Stored dataset items:
—————

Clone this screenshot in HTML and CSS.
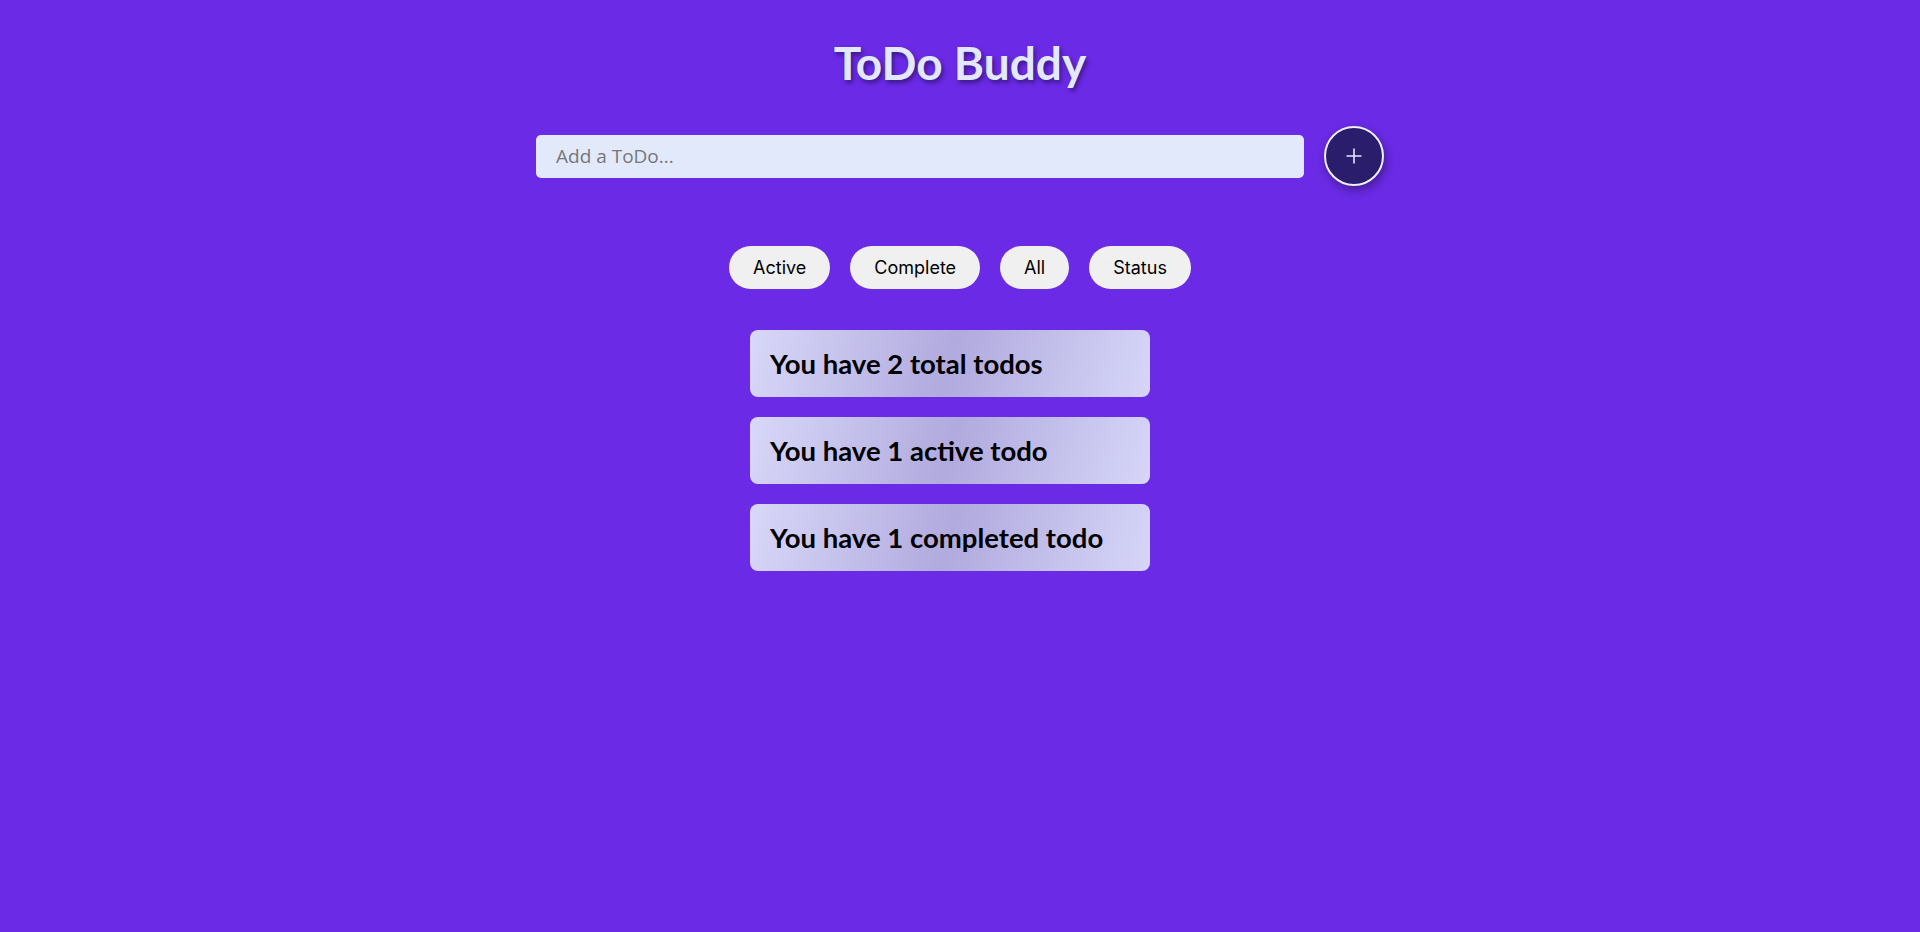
FILE: index.html
```html
<!DOCTYPE html>
<html lang="en">
<head>
<meta charset="utf-8">
<title>ToDo Buddy</title>
<link rel="stylesheet" href="styles.css">
</head>
<body>
<main class="app">
  <h1 class="title">ToDo Buddy</h1>
  <form class="add-row">
    <input class="add-input" type="text" placeholder="Add a ToDo...">
    <button class="add-btn" type="button" aria-label="Add">
      <svg width="16" height="16" viewBox="0 0 16 16"><path d="M8 0.5V15.5M0.5 8H15.5" stroke="#e6e8ff" stroke-width="1.6" fill="none"/></svg>
    </button>
  </form>
  <nav class="filters">
    <button class="filter" type="button">Active</button>
    <button class="filter" type="button">Complete</button>
    <button class="filter" type="button">All</button>
    <button class="filter" type="button">Status</button>
  </nav>
  <section class="stats">
    <div class="stat">You have 2 total todos</div>
    <div class="stat">You have 1 active todo</div>
    <div class="stat">You have 1 completed todo</div>
  </section>
</main>
</body>
</html>
```
FILE: styles.css
```css
html, body {
  margin: 0;
  padding: 0;
}
body {
  background: #6b2ae6;
  min-height: 100vh;
  font-family: "Lato", "Open Sans", sans-serif;
}
.app {
  display: flex;
  flex-direction: column;
  align-items: center;
}
.title {
  margin: 35px 0 0;
  font-family: "Lato", sans-serif;
  font-weight: 700;
  font-size: 46px;
  line-height: 56px;
  color: #e2e8ff;
  text-shadow: 2px 3px 4px rgba(20, 10, 60, 0.55);
}
.add-row {
  display: flex;
  align-items: center;
  gap: 20px;
  margin-top: 35px;
}
.add-input {
  width: 768px;
  height: 43px;
  box-sizing: border-box;
  border: none;
  border-radius: 5px;
  background: #e1e9fb;
  padding: 0 20px;
  font-family: "Open Sans", sans-serif;
  font-size: 19px;
  color: #333;
  outline: none;
}
.add-input::placeholder {
  color: #777;
}
.add-btn {
  width: 60px;
  height: 60px;
  box-sizing: border-box;
  border-radius: 50%;
  border: 2px solid #eef0ff;
  background: #2a1e6c;
  display: flex;
  align-items: center;
  justify-content: center;
  padding: 0;
  box-shadow: 2px 4px 10px rgba(20, 10, 50, 0.45);
  cursor: pointer;
}
.filters {
  display: flex;
  gap: 20px;
  margin-top: 60px;
}
.filter {
  height: 43px;
  padding: 0 24px;
  border: none;
  border-radius: 22px;
  background: #f0f0f0;
  font-family: "Inter", sans-serif;
  font-size: 18px;
  color: #000;
  cursor: pointer;
}
.stats {
  display: flex;
  flex-direction: column;
  gap: 20px;
  margin-top: 41px;
  margin-right: 20px;
}
.stat {
  width: 400px;
  height: 67px;
  box-sizing: border-box;
  padding: 0 20px;
  display: flex;
  align-items: center;
  border-radius: 8px;
  background: linear-gradient(105deg, #d8d8f9 0%, #b1aade 50%, #d6d6f8 100%);
  font-family: "Lato", sans-serif;
  font-weight: 700;
  font-size: 27.5px;
  color: #000;
}
```
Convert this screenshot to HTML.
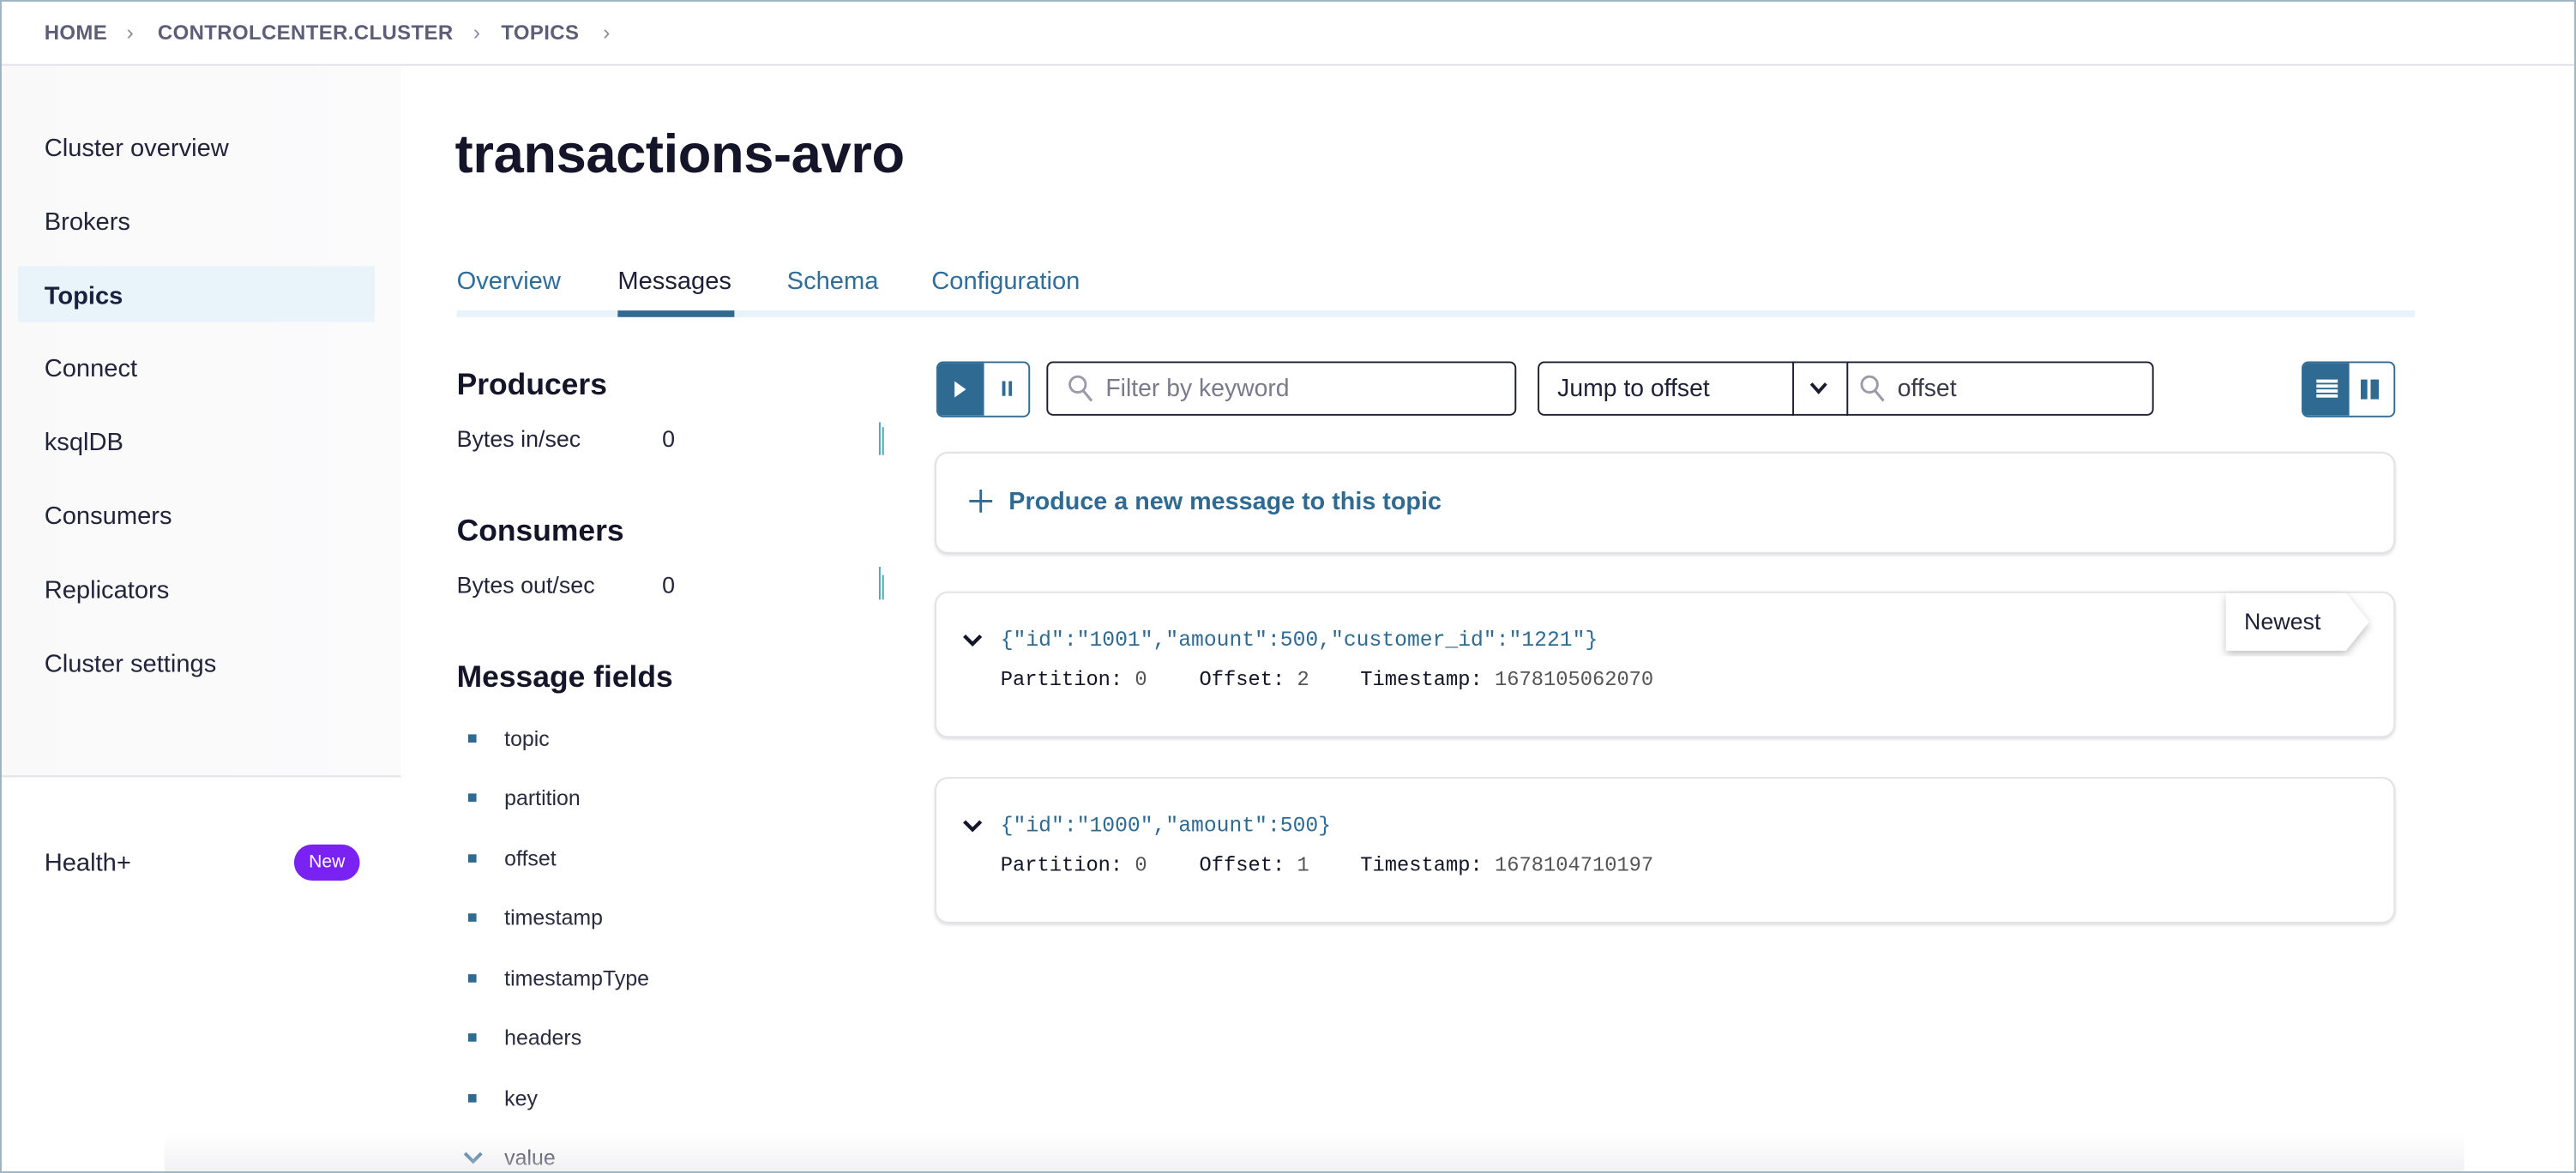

—————

SHORT EXERCISE:
Find the string "screenshot" in the records, then copy each line where it occurs.

FULL RESPONSE:
Clone this screenshot in HTML and CSS.
Convert this screenshot to HTML.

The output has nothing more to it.